Others in the banking sector appear to be more concerned by the prospect of a Google challenge than Simons is, indicating there maybe be something afoot.
In March 2015 the Economist Intelligence Unit, when conducting a survey of the retail banking sector, found that "New competitors are adding to the pressure, egged on by regulators keen to break powerful cabals. Over one-third (36 per cent) of respondents expect technology and e-commerce companies to be their biggest competitors by 2020. Payment players such as Paypal or new banks may already be old hat (12 per cent and 13 per cent, respectively).
25 per cent of respondents felt that technology could most effectively help banks know their customers better, and knowing people is what Google thrives on.

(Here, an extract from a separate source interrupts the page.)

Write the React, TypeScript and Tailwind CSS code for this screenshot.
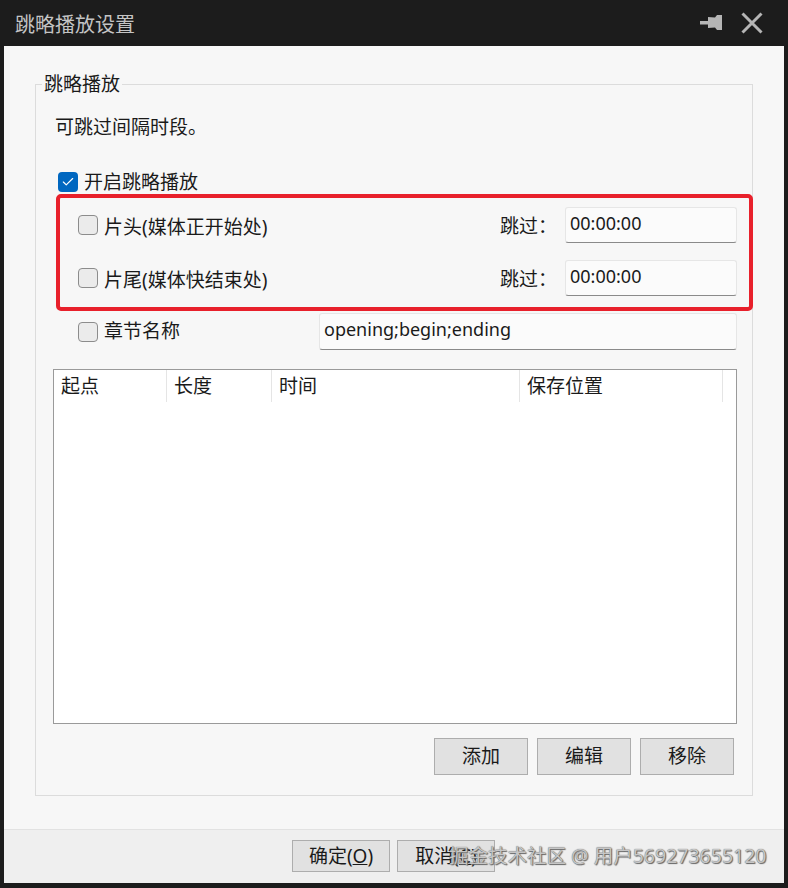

Berdak did point out though that Google’s knowledge about purchases comes from the quite limited data pool of receipts received through Gmail. "The bit that it’s missing , of course is the spending," she said. "How people spend their money, what products they buy. The only visibility Google has into that is the receipts that someone gets in their inbox. "
It is noticeable though that neither Berdak, Simon, or indeed the banking sector, completely dismisses the idea of Google offering more financial products. "If I was a competitor I’d say why do I want to do the whole banking thing," is as far as Simon will go, while Berdak speaks about a "Google powered financial services hub."
The temptation for Google to get into the banking sector only increases when you take a closer look at the numbers. The University of Cambridge Judge Business School noted the ongoing growth of non-cash payments, despite the financial crisis, and the development of Near Field Communication (NFC) technology used by Google and others.
Ultimately, it comes down to a question of what is meant by a bank in 2016. Challengers like Atom are getting licenses and funding and are solely based on mobile apps. Another, Starling, only offers current accounts. The real question then, perhaps, is why would Google not become a bank?